Turning to a more personal approach: "Both the living and the dead have had a significant effect on my way of seeing, and that was one of the deciding factors. The critic or the curator obviously has to exercise some system of judgment, but the personal judgment of the curator must also be influenced by his personal tastes. I have a personal relationship with every artist in the exhibition. It varies greatly, of course, but it is there."

Asked about the current claim that painting had lost its primacy among the visual arts: "It certainly has lost its primacy for the moment as a subject of fashionable attention, but it lost that in the 1970s too. Who knows what will happen in the next ten years, and what will have relevance to the fashionable market?

"The original brief for this exhibition was painting in Europe, and originally I thought it would be a certain balance between North and South, but Northern painters have come more and more into it. The reason may be that at the moment, painting is more vigorous in the North of Europe than in France or the other southern countries. But that was not planned, it just happened. And than, some of the nationalities are hard to define anyway. Look at Balthus - he is called a French artist, but his ancestry is Polish and he lives and works in Switzerland. American painters are excluded by the brief otherwise I would have included Hopper and Guston."

He is dubious about the talk of a "School of London": "The painters called by that name - I cannot see any real correlationship between them. Lucian Freud is always included, though what he would say to that I have no idea. I was never connected with it myself. Certainly I think that in England and Germany there are a number of good figurative artists who have been working away, out of the limelight. That is less the case in Ireland, where if you are an artist at all, people know about you.

McKenna gives di Chirico a special place among the giants of 20th-century art - "a very important figure, on many different levels. He was one of the original revolutionaries who really did invent something, but as he matured he went on to reject the simplistic ideas of the avant garde. He was one of the greatest intelligences of the 20th century, as well as being an extremely good technician, and he has been proved relevant again and again. I think there are still a lot of people who question the value of a lot of his work. When I was a student, I even thought he was dead, and the idea that he would go on to create some of his best work in old age would have seemed very strange. Di Chirico was one of the figures who was genuinely defining a new position, not just creating novelties or making surprise gestures."

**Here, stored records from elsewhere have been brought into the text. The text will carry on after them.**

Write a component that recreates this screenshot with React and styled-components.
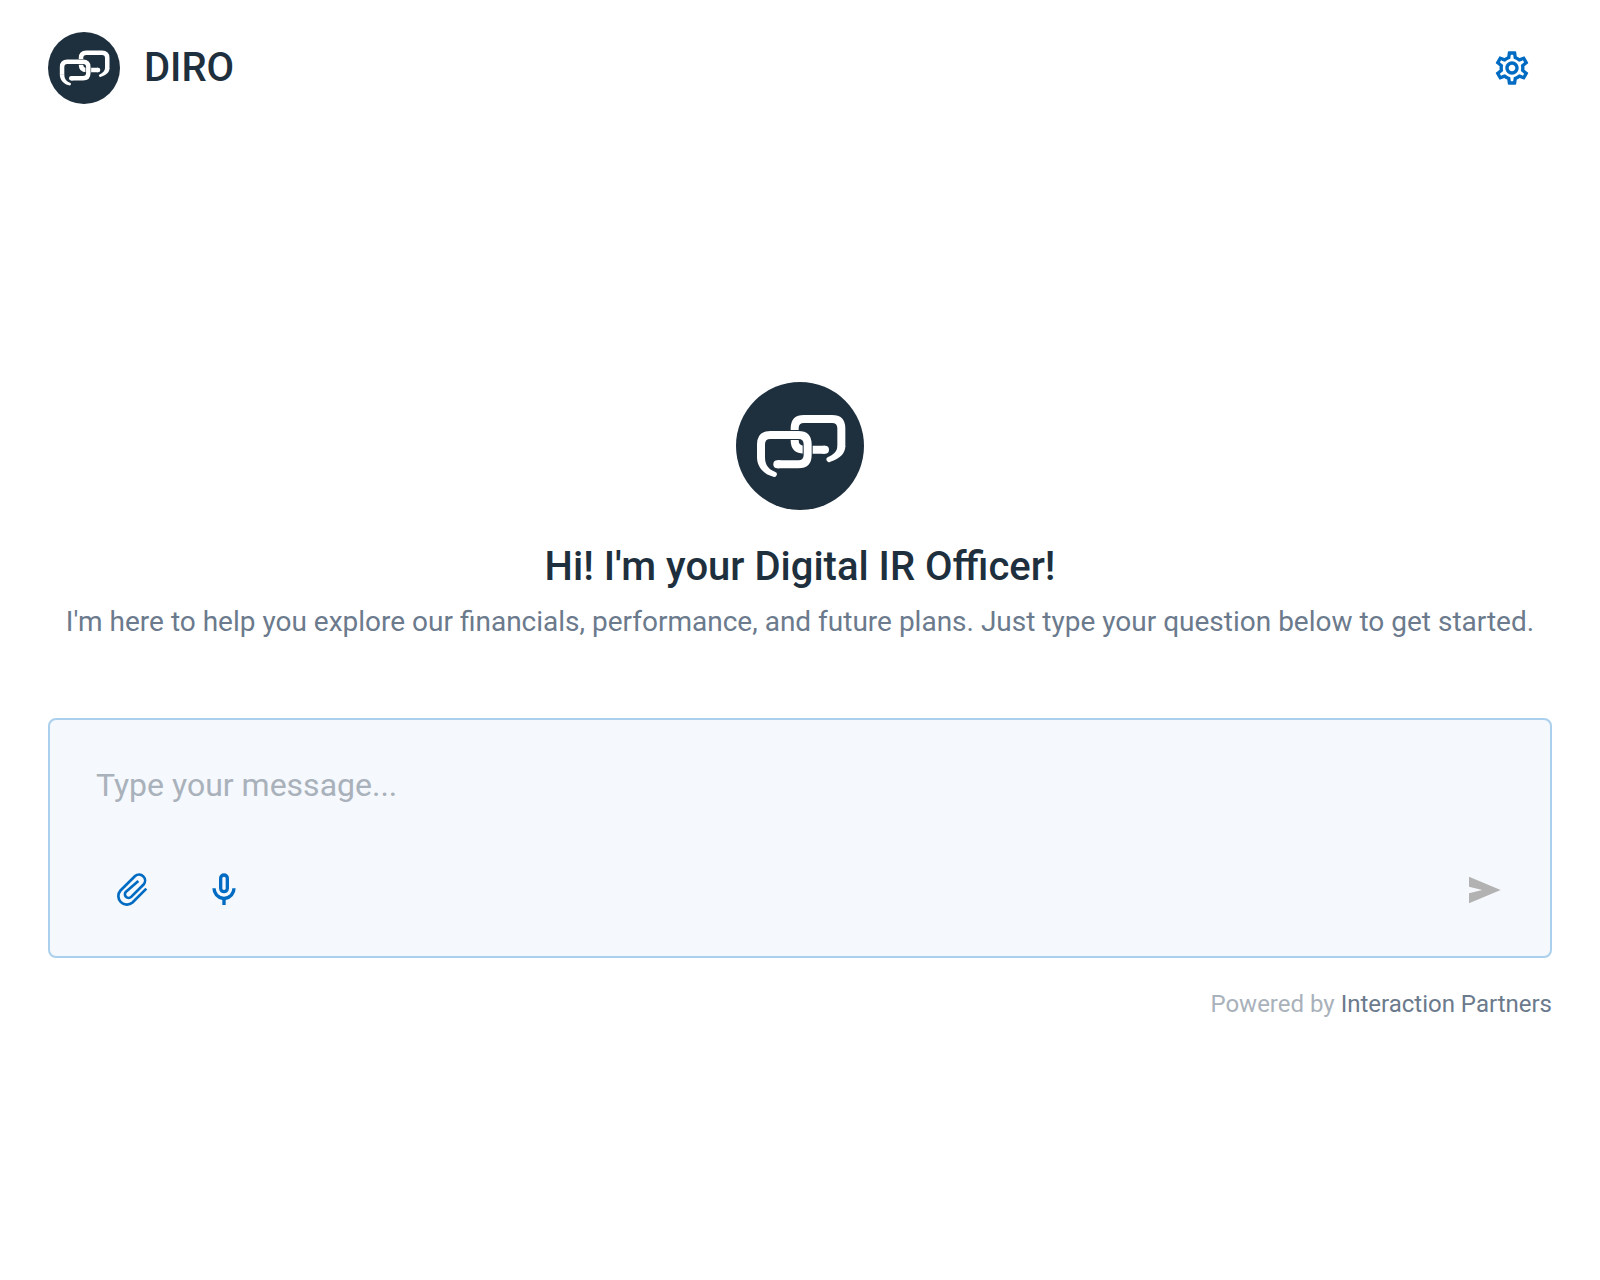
import React, { useState } from 'react'
import styled, { createGlobalStyle } from 'styled-components'
import { MdOutlineSettings } from 'react-icons/md'

const GlobalStyle = createGlobalStyle`
  * {
    box-sizing: border-box;
  }
  body {
    margin: 0;
    background-color: #fff;
    color: #1e2f3d;
    font-family: Roboto, "Liberation Sans", sans-serif;
  }
`;

const Page = styled.div`
  display: flex;
  flex-direction: column;
  min-height: 100vh;
`;

const Header = styled.header`
  display: flex;
  align-items: center;
  justify-content: space-between;
  padding: 28px 48px;
`;

const Brand = styled.div`
  display: flex;
  align-items: center;
  gap: 24px;
`;

const BrandName = styled.span`
  font-size: 40px;
  font-weight: 500;
  line-height: 50px;
`;

const Logo = styled.svg`
  display: block;
  flex-shrink: 0;
  width: ${({ $size }) => $size}px;
  height: ${({ $size }) => $size}px;
`;

const Main = styled.main`
  display: flex;
  flex: 1;
  flex-direction: column;
  justify-content: center;
  padding: 0 48px 16px;
`;

const Welcome = styled.section`
  display: flex;
  flex-direction: column;
  align-items: center;
  text-align: center;
  margin-bottom: 76px;
`;

const Title = styled.h1`
  margin: 32px 0 10px;
  font-size: 40px;
  font-weight: 500;
  line-height: 50px;
`;

const Subtitle = styled.p`
  margin: 0;
  font-size: 28px;
  line-height: 40px;
  color: #6b7a8c;
`;

const Composer = styled.form`
  display: flex;
  flex-direction: column;
  gap: 50px;
  padding: 46px 46px 30px;
  border: 2px solid #abd0ed;
  border-radius: 8px;
  background-color: #f5f8fd;
`;

const MessageInput = styled.textarea`
  display: block;
  width: 100%;
  height: 38px;
  padding: 0;
  border: none;
  outline: none;
  resize: none;
  overflow: hidden;
  background: transparent;
  color: #1e2f3d;
  font-family: inherit;
  font-size: 32px;
  line-height: 38px;

  &::placeholder {
    color: #a9b1bb;
    opacity: 1;
  }
`;

const Toolbar = styled.div`
  display: flex;
  align-items: center;
  justify-content: space-between;
`;

const Tools = styled.div`
  display: flex;
  gap: 20px;
`;

const IconButton = styled.button`
  display: flex;
  align-items: center;
  justify-content: center;
  width: ${({ $size }) => $size}px;
  height: ${({ $size }) => $size}px;
  padding: 0;
  border: none;
  border-radius: 50%;
  background: transparent;
  color: #006bc2;
  cursor: pointer;

  &:disabled {
    color: #b2b2b2;
    cursor: default;
  }
`;

const Footer = styled.footer`
  margin-top: 32px;
  font-size: 24px;
  line-height: 28px;
  text-align: right;
  color: #a9b1bb;
`;

const FooterLink = styled.a`
  color: #6b7a8c;
  text-decoration: none;
`;

const frontLink = 'M75 228V187Q75 159 103 159H187Q215 159 215 187V219Q215 247 187 247H124'

const DiroLogo = ({ size }) => {
  return (
    <Logo $size={size} viewBox='0 0 384 384' fill='none' aria-hidden='true'>
      <circle cx='192' cy='192' r='192' fill='#1e2f3d' />
      <g stroke='#fff' strokeWidth='24'>
        <path d='M316 194V139Q316 111 288 111H204Q176 111 176 139V175Q176 203 204 203H267' />
        <path d='M264 203H267' strokeLinecap='round' />
      </g>
      <path d='M328 192C328 214 312 230 283 239A7 7 0 0 1 275 226C292 218 304 208 304 192Z' fill='#fff' />
      <path d={frontLink} stroke='#1e2f3d' strokeWidth='30' />
      <path d={frontLink} stroke='#fff' strokeWidth='24' />
      <path d='M124 247H128' stroke='#fff' strokeWidth='24' strokeLinecap='round' />
      <path d='M63 226C63 252 80 276 112 284A7 7 0 0 0 118 270C98 262 87 250 87 226Z' fill='#fff' />
    </Logo>
  )
}

const ClipIcon = () => (
  <svg width='40' height='40' viewBox='0 0 120 120' fill='none' stroke='currentColor' strokeWidth='8' aria-hidden='true'>
    <path d='M103 56L61.5 97.5A25.5 25.5 0 0 1 25.5 61.5L69.3 18.3A18 18 0 0 1 94.7 43.7L57.5 80.5A10.5 10.5 0 0 1 42 65L79 33' />
  </svg>
)

const MicIcon = () => (
  <svg width='40' height='40' viewBox='0 -960 960 960' fill='currentColor' aria-hidden='true'>
    <path d='M480-400q-50 0-85-35t-35-85v-240q0-50 35-85t85-35q50 0 85 35t35 85v240q0 50-35 85t-85 35Zm-40 280v-123q-104-14-172-93t-68-184h80q0 83 58.5 141.5T480-320q83 0 141.5-58.5T680-520h80q0 105-68 184t-172 93v123h-80Zm40-360q17 0 28.5-11.5T520-520v-240q0-17-11.5-28.5T480-800q-17 0-28.5 11.5T440-760v240q0 17 11.5 28.5T480-480Z' />
  </svg>
)

const SendIcon = () => (
  <svg width='40' height='40' viewBox='0 -960 960 960' fill='currentColor' aria-hidden='true'>
    <path d='M120-160v-240l320-80-320-80v-240l760 320-760 320Z' />
  </svg>
)

const App = () => {
  const [message, setMessage] = useState('')

  const handleSubmit = (e) => {
    e.preventDefault()
    setMessage('')
  }

  return (
    <Page>
      <GlobalStyle />
      <Header>
        <Brand>
          <DiroLogo size={72} />
          <BrandName>DIRO</BrandName>
        </Brand>
        <IconButton type='button' $size={80} aria-label='Settings'>
          <MdOutlineSettings size={40} />
        </IconButton>
      </Header>
      <Main>
        <Welcome>
          <DiroLogo size={128} />
          <Title>Hi! I'm your Digital IR Officer!</Title>
          <Subtitle>
            I'm here to help you explore our financials, performance, and future plans. Just type your question below to get started.
          </Subtitle>
        </Welcome>
        <Composer onSubmit={handleSubmit}>
          <MessageInput
            rows={1}
            aria-label='Message'
            placeholder='Type your message...'
            value={message}
            onChange={(e) => setMessage(e.target.value)}
          />
          <Toolbar>
            <Tools>
              <IconButton type='button' $size={72} aria-label='Attach file'>
                <ClipIcon />
              </IconButton>
              <IconButton type='button' $size={72} aria-label='Record voice'>
                <MicIcon />
              </IconButton>
            </Tools>
            <IconButton type='submit' $size={40} aria-label='Send' disabled={!message.trim()}>
              <SendIcon />
            </IconButton>
          </Toolbar>
        </Composer>
        <Footer>
          Powered by <FooterLink href='#'>Interaction Partners</FooterLink>
        </Footer>
      </Main>
    </Page>
  )
}

export default App
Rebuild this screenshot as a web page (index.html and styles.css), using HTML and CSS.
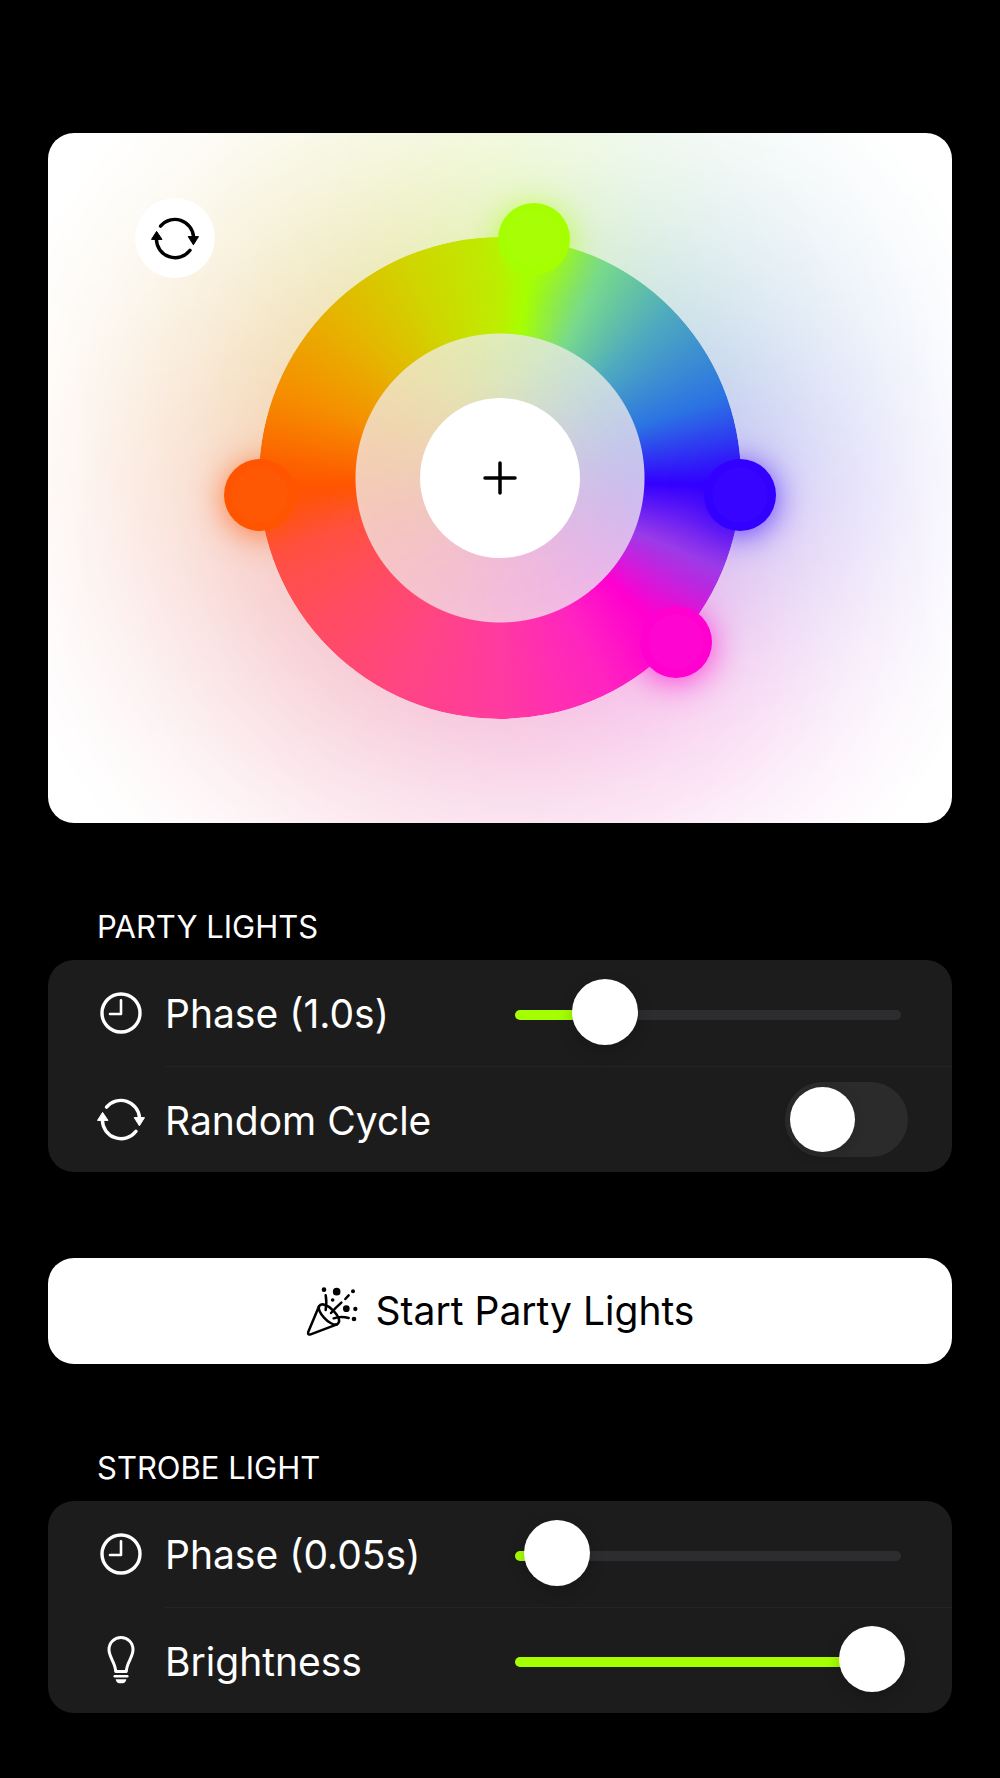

WITH such a strong German presence in the exhibition, including some unfamiliar (and impressive) artists, McKenna explained: "I lived for some years in Germany and got to know German art very well. A lot of German painters of this century - and of the 19th century - have not been seen here, at least not at first hand. Yes, a lot of art there was lost or destroyed, but if one thinks of the 12 years of the Nazi empire, then one is surprised more by how much survived.

"I was in Bonn most of that time, though I also lived in Berlin for a while. That is where I got to know the work of Bruno Goller, for instance. No, I never met him, but I greatly respect his work."

So we shall see an unconventional exhibition, as well as a heavyweight one. (It is, I think, the first time a Balthus painting has ever been seen here). This is something special - 20th-century painting as seen through the eyes of a distinguished painter, instead of the usual art scholars, and pictures chosen strictly on their innate merits, not to illustrate some art-historical thesis.